* _Exercise goal_
List each line holding the string "html".

* _Listing_
▽

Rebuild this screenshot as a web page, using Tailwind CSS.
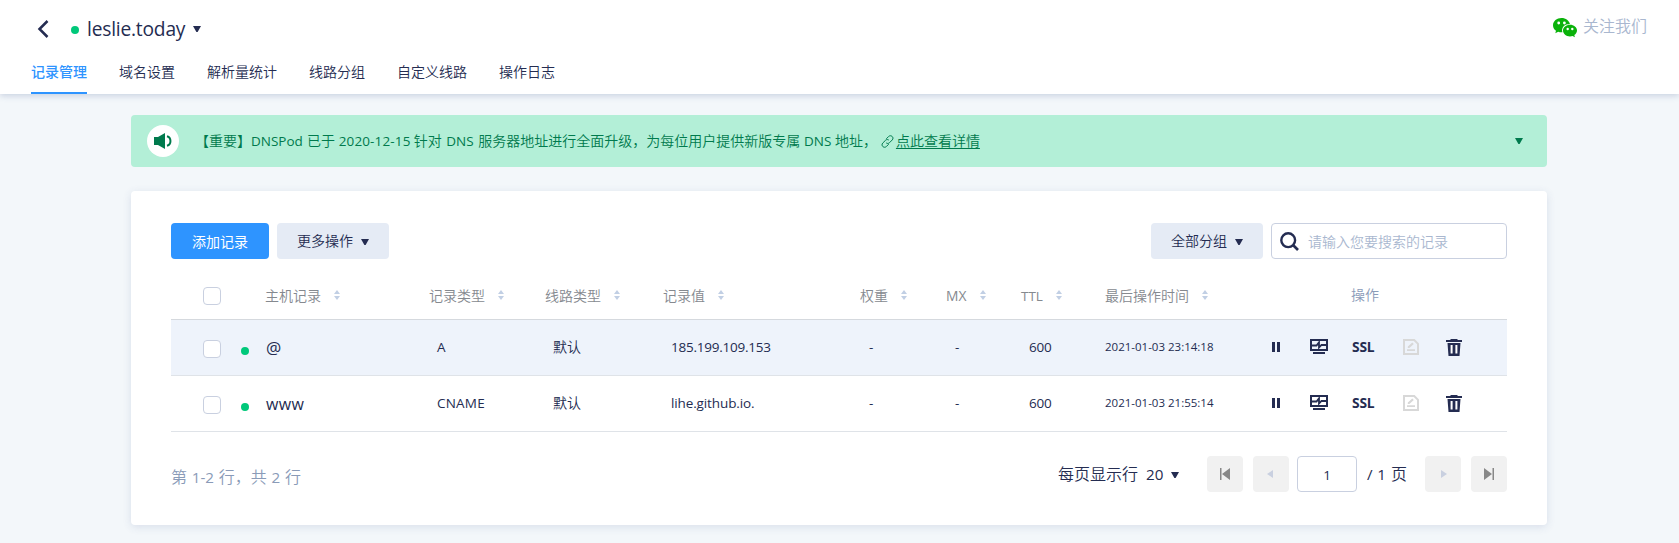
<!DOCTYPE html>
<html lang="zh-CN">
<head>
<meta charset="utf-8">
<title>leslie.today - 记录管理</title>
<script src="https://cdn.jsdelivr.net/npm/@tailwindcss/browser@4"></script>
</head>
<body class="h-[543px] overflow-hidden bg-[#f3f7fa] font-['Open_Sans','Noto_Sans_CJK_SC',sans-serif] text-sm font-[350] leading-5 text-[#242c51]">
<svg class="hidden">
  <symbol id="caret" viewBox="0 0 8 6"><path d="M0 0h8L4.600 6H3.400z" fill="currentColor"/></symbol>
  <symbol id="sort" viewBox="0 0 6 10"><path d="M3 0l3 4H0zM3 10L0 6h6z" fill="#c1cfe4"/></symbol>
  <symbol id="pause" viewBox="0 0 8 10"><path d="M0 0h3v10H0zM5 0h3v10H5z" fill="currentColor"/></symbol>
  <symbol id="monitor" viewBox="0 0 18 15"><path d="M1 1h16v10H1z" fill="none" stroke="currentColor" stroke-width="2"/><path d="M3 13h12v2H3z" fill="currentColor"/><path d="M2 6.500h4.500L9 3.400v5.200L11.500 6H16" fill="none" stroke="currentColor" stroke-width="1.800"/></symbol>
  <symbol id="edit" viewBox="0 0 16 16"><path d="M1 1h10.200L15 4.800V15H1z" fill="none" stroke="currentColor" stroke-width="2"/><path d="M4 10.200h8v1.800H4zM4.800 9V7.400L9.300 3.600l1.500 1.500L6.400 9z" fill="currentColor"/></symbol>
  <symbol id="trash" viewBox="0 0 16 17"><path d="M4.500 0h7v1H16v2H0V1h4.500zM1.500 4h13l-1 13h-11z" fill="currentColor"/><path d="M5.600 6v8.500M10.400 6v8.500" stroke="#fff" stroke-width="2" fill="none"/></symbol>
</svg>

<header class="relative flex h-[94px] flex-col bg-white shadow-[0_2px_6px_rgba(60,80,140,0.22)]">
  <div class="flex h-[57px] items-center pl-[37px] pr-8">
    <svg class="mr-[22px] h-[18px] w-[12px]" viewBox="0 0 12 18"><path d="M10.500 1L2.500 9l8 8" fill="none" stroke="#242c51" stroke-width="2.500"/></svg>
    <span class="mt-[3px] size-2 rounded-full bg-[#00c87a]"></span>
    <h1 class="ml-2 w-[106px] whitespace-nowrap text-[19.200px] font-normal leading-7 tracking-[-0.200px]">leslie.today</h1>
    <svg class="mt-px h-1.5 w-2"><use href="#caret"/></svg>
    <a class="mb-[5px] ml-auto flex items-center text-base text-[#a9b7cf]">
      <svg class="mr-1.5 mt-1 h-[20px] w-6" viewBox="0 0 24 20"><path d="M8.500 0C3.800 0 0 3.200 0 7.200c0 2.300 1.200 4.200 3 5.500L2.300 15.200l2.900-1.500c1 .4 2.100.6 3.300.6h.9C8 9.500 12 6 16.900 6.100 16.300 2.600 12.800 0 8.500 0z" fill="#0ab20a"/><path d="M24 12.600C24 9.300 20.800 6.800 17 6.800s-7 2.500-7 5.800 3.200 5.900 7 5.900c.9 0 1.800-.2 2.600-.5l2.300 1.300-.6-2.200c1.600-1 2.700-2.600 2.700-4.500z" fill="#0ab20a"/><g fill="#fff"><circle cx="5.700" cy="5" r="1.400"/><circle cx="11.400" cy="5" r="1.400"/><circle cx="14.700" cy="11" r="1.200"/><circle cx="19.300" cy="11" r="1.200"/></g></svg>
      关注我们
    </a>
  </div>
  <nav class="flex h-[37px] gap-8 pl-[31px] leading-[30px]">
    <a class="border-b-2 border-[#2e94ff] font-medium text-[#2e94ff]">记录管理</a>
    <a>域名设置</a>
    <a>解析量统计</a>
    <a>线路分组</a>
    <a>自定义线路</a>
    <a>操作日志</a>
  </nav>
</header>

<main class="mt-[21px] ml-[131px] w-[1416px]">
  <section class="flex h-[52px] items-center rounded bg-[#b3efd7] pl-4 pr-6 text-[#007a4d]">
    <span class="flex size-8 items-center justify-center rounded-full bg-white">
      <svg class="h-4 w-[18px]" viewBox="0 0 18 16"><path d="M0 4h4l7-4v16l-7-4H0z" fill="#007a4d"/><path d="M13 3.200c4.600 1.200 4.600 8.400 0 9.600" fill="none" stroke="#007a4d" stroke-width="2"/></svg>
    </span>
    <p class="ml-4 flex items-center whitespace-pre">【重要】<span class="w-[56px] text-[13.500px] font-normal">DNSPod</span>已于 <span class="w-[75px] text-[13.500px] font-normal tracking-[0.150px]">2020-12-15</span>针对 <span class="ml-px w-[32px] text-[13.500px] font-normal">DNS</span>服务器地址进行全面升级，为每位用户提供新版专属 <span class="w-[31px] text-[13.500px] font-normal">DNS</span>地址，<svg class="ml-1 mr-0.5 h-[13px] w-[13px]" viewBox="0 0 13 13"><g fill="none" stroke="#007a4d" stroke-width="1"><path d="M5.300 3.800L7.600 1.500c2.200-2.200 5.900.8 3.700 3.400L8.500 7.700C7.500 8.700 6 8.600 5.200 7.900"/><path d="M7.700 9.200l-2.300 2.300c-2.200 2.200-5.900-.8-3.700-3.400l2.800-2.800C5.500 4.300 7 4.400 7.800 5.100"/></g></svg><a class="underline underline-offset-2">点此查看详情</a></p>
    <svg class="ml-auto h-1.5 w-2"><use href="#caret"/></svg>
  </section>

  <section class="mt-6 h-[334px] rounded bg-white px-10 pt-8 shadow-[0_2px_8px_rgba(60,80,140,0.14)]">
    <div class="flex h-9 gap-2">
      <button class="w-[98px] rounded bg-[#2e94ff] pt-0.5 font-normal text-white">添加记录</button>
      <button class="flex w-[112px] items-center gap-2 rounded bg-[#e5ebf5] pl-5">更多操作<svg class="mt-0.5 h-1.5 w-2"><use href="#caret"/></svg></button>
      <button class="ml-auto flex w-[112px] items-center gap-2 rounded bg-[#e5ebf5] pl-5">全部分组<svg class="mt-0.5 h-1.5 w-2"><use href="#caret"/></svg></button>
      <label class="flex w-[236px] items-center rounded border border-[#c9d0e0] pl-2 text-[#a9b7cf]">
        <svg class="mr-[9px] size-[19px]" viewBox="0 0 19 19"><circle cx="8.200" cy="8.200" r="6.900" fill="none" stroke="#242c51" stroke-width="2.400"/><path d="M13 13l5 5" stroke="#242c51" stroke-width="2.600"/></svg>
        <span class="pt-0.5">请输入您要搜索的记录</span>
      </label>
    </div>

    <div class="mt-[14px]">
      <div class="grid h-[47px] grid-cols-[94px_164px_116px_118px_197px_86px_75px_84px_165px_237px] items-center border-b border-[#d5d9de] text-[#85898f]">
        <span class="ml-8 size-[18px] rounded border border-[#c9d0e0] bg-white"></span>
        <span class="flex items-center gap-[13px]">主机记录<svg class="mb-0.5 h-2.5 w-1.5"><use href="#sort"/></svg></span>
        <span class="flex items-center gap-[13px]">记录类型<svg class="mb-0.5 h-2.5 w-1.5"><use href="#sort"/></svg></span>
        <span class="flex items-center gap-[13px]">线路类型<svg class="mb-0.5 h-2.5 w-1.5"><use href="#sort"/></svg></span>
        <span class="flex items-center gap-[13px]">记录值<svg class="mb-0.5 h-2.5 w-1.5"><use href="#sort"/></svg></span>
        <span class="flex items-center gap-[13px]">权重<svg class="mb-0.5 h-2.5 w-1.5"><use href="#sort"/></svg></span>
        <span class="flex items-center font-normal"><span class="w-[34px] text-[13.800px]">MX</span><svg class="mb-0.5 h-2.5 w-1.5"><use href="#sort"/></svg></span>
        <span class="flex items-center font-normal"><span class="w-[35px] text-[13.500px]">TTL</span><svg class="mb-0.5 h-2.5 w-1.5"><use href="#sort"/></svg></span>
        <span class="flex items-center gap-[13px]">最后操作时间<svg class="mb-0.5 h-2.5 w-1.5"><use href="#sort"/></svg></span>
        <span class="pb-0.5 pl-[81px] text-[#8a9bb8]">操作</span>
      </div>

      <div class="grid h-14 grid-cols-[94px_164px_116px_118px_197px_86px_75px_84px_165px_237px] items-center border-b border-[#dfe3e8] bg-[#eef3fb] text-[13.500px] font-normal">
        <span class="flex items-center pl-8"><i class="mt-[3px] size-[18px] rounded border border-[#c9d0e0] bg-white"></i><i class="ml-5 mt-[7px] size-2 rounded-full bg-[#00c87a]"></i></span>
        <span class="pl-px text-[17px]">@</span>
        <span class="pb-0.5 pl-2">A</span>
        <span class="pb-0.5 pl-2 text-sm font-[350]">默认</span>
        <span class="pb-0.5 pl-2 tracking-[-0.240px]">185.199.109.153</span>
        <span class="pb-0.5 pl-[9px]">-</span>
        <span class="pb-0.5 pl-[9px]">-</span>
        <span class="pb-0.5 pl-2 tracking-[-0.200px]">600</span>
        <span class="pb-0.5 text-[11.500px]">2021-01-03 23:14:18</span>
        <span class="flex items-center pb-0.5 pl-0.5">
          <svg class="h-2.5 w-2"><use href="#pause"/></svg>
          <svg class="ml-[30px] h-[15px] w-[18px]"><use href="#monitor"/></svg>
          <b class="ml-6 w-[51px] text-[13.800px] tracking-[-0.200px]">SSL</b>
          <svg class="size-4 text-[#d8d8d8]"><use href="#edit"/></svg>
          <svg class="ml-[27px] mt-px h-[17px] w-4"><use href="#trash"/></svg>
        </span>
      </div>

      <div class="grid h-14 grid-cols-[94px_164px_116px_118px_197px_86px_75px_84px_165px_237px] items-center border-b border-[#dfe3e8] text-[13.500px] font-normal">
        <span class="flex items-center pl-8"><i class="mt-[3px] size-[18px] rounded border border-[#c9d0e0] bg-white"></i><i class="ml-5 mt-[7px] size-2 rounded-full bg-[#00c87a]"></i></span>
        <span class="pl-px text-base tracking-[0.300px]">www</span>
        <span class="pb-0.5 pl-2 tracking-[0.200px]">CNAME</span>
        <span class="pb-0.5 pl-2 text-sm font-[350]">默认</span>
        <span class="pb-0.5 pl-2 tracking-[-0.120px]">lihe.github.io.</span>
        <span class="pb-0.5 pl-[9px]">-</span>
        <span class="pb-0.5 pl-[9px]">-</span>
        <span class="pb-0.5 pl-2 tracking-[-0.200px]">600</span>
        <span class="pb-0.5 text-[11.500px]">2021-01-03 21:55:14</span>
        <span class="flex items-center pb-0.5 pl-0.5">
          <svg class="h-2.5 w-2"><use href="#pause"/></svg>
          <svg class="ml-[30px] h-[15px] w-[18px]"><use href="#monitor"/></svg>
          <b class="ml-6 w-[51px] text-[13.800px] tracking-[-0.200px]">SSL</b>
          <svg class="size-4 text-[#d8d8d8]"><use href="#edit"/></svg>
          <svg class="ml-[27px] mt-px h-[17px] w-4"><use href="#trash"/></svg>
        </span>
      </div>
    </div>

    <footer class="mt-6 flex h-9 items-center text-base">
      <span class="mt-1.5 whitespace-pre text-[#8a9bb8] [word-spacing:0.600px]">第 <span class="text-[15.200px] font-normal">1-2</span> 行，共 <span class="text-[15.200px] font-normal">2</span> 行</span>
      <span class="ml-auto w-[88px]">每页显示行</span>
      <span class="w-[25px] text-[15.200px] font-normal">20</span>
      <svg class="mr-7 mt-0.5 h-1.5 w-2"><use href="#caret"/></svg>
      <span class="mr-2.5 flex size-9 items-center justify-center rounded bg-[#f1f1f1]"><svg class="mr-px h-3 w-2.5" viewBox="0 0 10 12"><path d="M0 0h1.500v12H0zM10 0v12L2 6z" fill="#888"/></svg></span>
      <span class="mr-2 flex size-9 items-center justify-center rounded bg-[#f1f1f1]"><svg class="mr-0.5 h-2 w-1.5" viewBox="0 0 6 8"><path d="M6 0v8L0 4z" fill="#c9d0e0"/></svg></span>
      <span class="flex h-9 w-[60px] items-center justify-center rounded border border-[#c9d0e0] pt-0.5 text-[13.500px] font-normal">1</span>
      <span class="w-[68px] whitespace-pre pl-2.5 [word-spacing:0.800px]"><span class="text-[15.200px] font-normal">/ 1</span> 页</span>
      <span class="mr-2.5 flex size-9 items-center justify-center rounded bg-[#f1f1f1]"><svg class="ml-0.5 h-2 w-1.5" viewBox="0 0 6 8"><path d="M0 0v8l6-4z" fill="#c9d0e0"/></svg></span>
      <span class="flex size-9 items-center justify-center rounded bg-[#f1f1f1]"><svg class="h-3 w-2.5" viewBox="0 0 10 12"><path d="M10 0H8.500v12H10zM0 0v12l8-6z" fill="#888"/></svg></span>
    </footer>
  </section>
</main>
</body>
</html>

△
▽

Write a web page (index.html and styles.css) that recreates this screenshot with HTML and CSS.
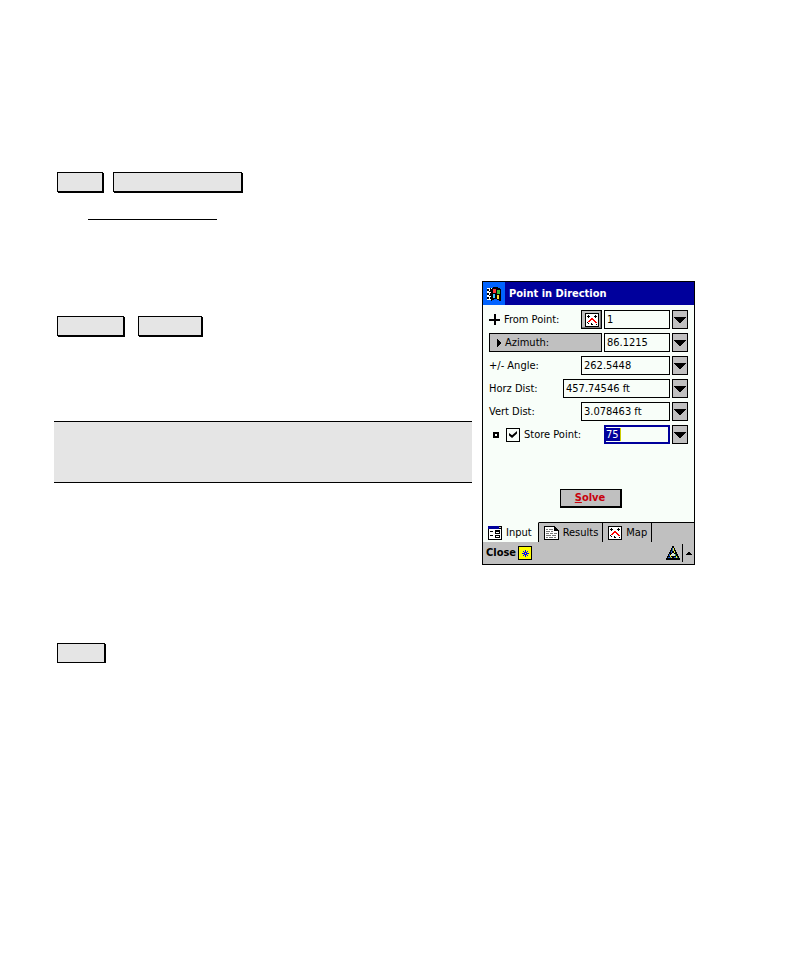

△

* _Worked solution_
<!DOCTYPE html>
<html lang="zh-CN">
</html>
Write a web page (index.html and styles.css) that recreates this screenshot with HTML and CSS.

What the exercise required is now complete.